SUPPLIED MATERIAL
□ □ □ □

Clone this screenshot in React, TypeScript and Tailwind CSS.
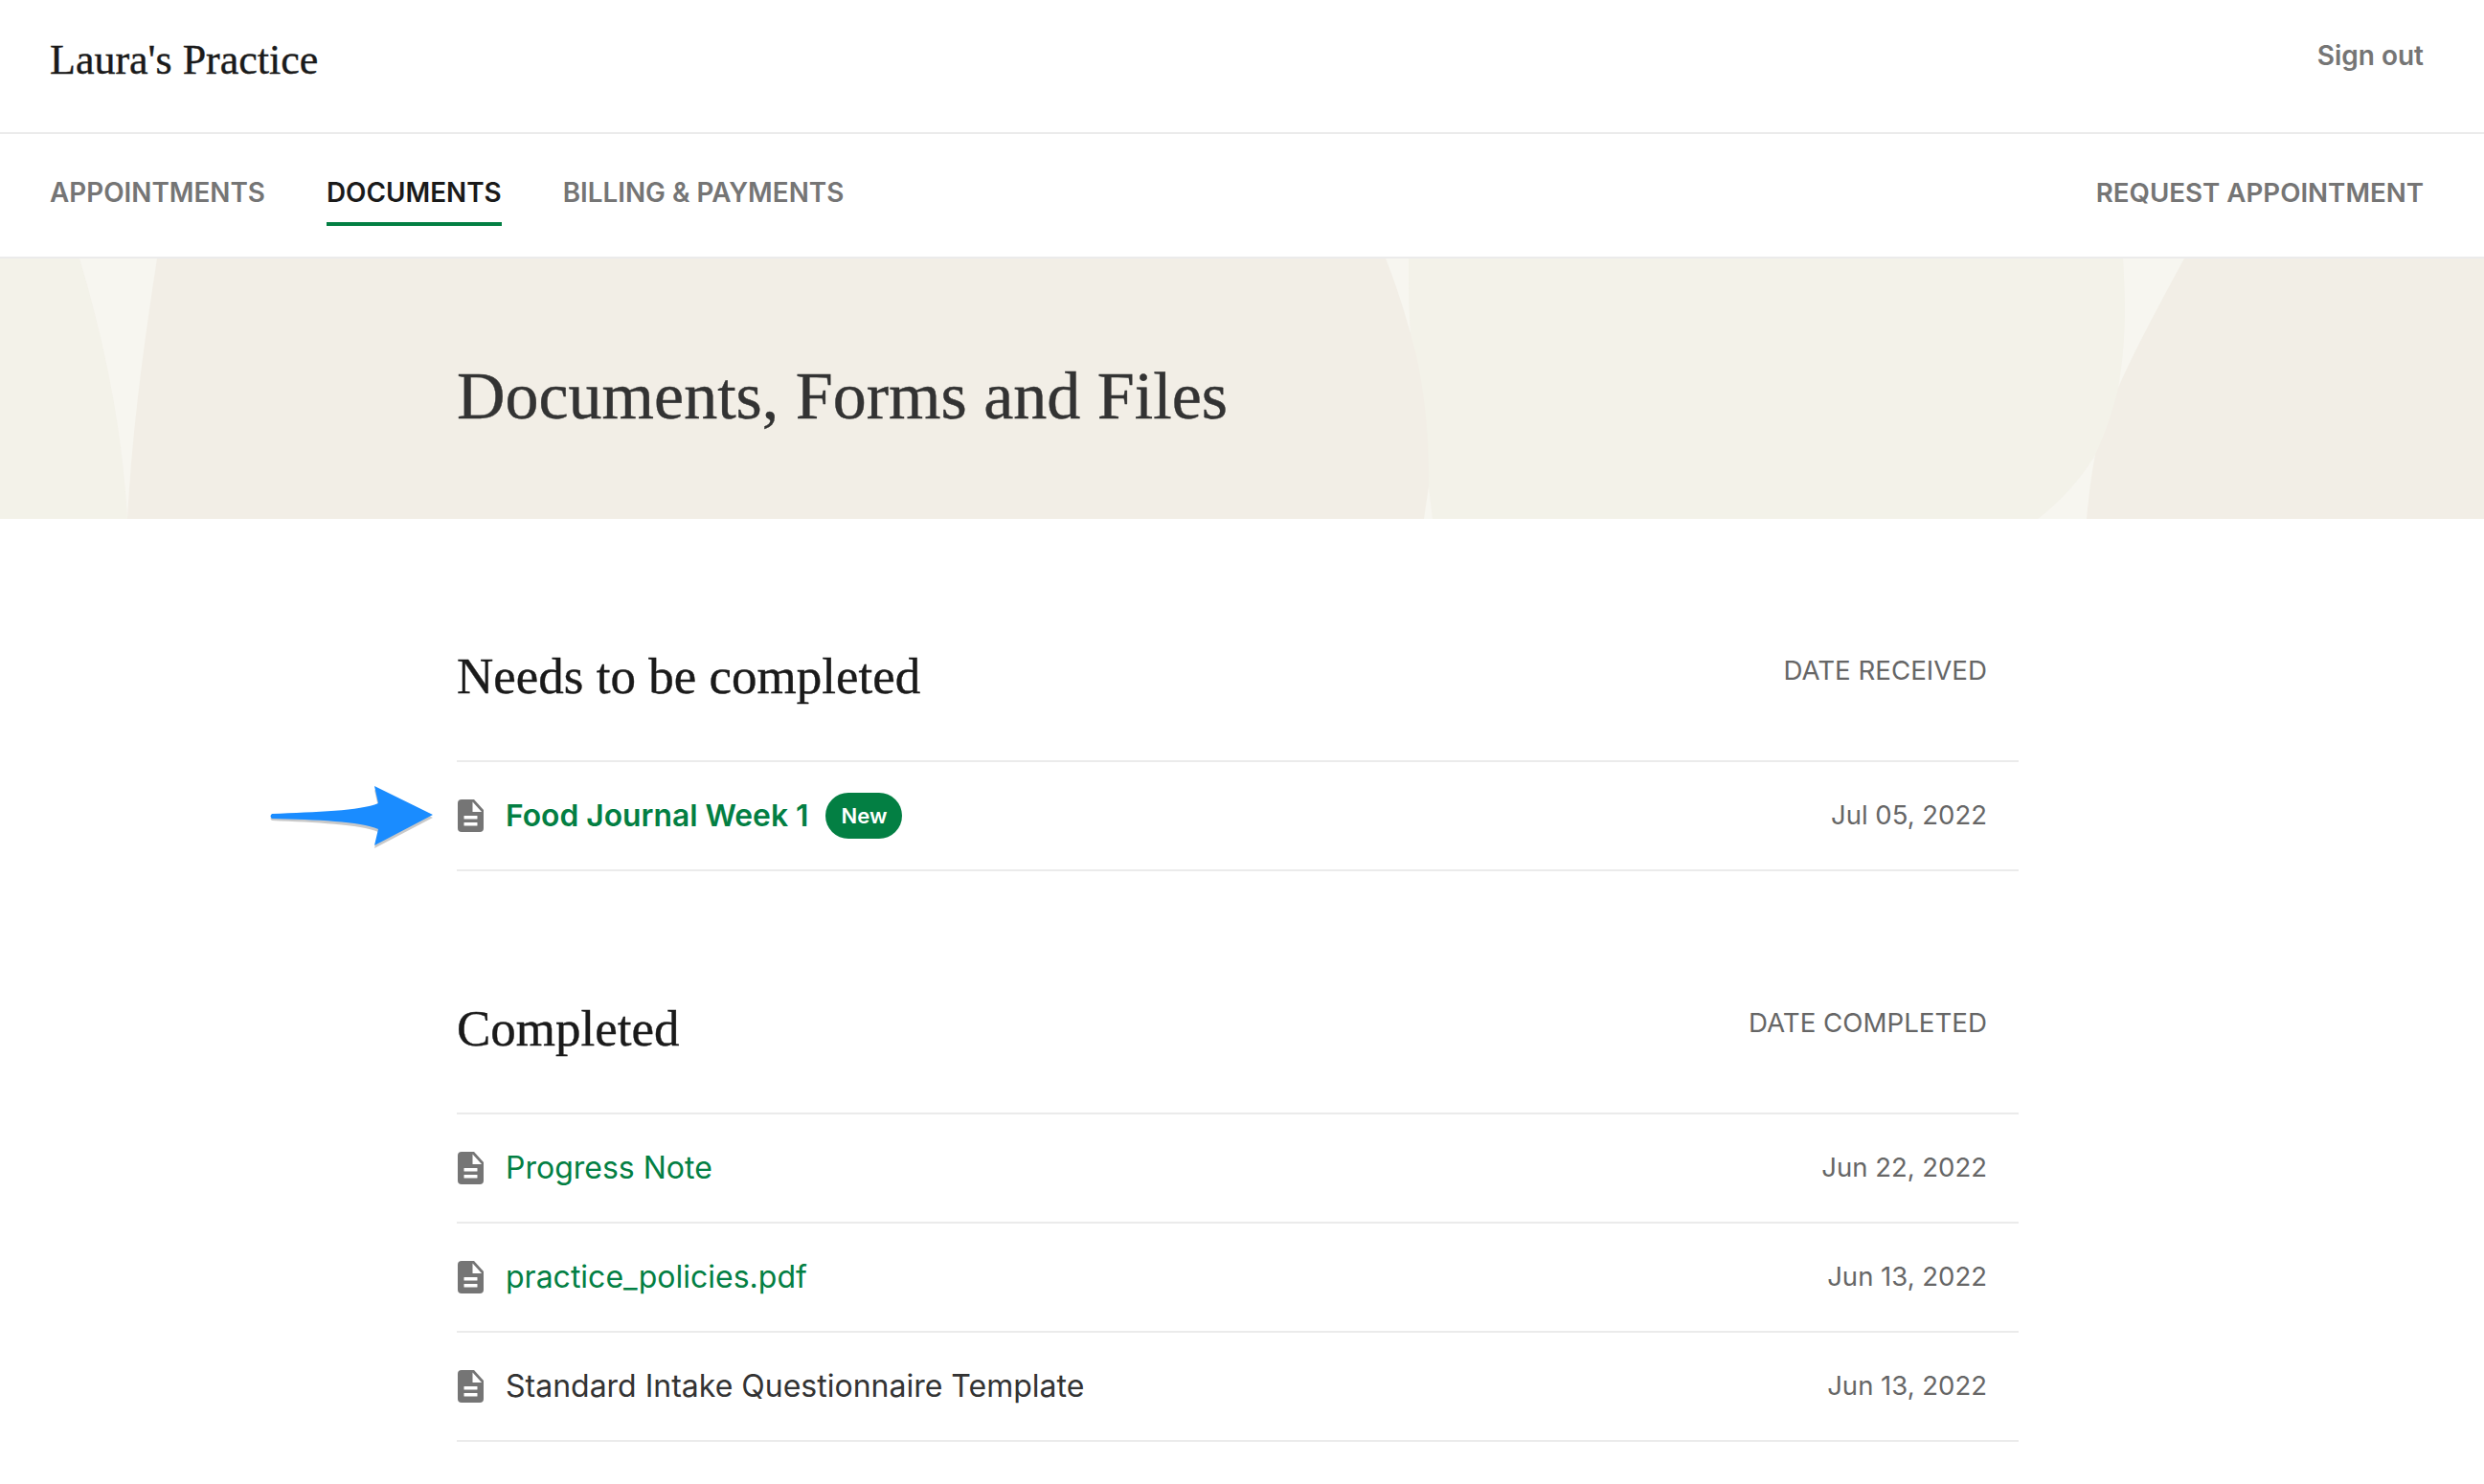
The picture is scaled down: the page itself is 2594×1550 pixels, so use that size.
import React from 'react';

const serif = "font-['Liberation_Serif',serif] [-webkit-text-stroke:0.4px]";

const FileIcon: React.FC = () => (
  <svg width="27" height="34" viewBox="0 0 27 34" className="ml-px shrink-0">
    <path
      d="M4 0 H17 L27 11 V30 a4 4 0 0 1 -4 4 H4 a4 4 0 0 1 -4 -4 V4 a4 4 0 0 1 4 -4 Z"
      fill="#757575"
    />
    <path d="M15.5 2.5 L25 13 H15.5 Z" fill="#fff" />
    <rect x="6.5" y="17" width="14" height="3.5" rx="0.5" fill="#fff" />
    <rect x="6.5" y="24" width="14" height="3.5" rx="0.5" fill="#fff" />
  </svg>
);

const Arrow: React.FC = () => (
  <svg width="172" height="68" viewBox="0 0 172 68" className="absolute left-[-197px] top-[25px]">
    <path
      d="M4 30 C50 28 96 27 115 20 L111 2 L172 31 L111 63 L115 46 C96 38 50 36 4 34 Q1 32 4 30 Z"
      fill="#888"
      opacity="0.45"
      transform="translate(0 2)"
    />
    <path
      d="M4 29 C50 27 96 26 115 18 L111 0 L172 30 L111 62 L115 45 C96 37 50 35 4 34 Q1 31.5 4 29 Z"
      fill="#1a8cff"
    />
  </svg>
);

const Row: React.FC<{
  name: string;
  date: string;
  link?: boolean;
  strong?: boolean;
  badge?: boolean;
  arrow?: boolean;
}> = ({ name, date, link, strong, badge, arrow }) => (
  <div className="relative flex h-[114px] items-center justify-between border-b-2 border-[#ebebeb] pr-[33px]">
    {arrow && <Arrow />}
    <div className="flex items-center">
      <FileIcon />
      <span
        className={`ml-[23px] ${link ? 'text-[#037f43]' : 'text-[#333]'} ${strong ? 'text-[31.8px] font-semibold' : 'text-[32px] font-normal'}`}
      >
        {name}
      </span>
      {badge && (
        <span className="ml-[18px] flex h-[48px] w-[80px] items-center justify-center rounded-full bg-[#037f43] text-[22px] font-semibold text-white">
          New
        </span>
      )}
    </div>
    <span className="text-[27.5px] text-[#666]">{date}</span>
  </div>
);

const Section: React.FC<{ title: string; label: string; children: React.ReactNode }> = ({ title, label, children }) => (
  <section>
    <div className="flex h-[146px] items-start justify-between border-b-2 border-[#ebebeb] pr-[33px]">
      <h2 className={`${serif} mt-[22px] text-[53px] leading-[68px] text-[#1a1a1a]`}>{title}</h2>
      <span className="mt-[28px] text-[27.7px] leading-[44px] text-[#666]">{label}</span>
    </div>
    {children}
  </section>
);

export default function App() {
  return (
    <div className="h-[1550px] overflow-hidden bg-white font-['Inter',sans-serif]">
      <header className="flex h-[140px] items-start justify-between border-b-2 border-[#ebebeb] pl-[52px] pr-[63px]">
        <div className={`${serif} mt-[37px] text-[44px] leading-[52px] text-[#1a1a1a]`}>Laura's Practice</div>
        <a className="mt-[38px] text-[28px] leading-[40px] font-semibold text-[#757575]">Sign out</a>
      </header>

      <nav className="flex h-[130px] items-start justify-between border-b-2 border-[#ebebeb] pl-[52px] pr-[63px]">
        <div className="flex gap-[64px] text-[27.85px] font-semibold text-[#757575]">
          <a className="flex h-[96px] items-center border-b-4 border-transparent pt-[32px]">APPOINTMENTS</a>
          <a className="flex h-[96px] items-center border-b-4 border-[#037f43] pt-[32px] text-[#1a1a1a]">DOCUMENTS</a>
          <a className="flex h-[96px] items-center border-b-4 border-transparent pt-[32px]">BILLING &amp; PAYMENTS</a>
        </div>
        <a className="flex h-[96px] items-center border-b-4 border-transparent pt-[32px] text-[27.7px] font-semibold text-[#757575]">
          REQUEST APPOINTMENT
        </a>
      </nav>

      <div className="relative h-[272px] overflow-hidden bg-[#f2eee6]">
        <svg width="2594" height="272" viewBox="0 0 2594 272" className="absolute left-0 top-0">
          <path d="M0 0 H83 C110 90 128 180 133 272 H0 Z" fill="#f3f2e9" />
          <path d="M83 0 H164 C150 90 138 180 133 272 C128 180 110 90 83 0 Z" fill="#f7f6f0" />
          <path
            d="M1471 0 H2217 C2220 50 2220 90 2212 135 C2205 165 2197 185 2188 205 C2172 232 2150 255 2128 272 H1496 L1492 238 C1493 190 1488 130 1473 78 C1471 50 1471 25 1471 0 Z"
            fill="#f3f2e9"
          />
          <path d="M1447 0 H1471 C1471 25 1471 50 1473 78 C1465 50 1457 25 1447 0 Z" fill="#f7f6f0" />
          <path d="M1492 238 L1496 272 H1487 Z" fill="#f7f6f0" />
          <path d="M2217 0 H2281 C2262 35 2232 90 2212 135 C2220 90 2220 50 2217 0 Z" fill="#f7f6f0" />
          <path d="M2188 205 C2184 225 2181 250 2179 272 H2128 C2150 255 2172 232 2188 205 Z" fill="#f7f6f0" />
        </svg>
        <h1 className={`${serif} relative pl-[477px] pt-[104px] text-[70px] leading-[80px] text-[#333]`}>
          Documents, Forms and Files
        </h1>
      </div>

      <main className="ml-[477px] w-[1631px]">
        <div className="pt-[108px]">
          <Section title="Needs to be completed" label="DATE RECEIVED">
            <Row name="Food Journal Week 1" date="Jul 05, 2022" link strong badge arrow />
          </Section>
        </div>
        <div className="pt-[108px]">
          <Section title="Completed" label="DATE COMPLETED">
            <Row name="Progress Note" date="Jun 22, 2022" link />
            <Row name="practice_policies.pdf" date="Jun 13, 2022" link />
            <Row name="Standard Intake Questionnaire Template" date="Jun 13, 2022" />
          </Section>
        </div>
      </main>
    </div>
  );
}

□ □ □ □

TASK REQUIREMENTS
Every line containing the string "React" must be listed.

SOLUTION TO THE EXERCISE
Clone this screenshot in React, TypeScript and Tailwind CSS.
import React from 'react';
const FileIcon: React.FC = () => (
const Arrow: React.FC = () => (
const Row: React.FC<{
const Section: React.FC<{ title: string; label: string; children: React.ReactNode }> = ({ title, label, children }) => (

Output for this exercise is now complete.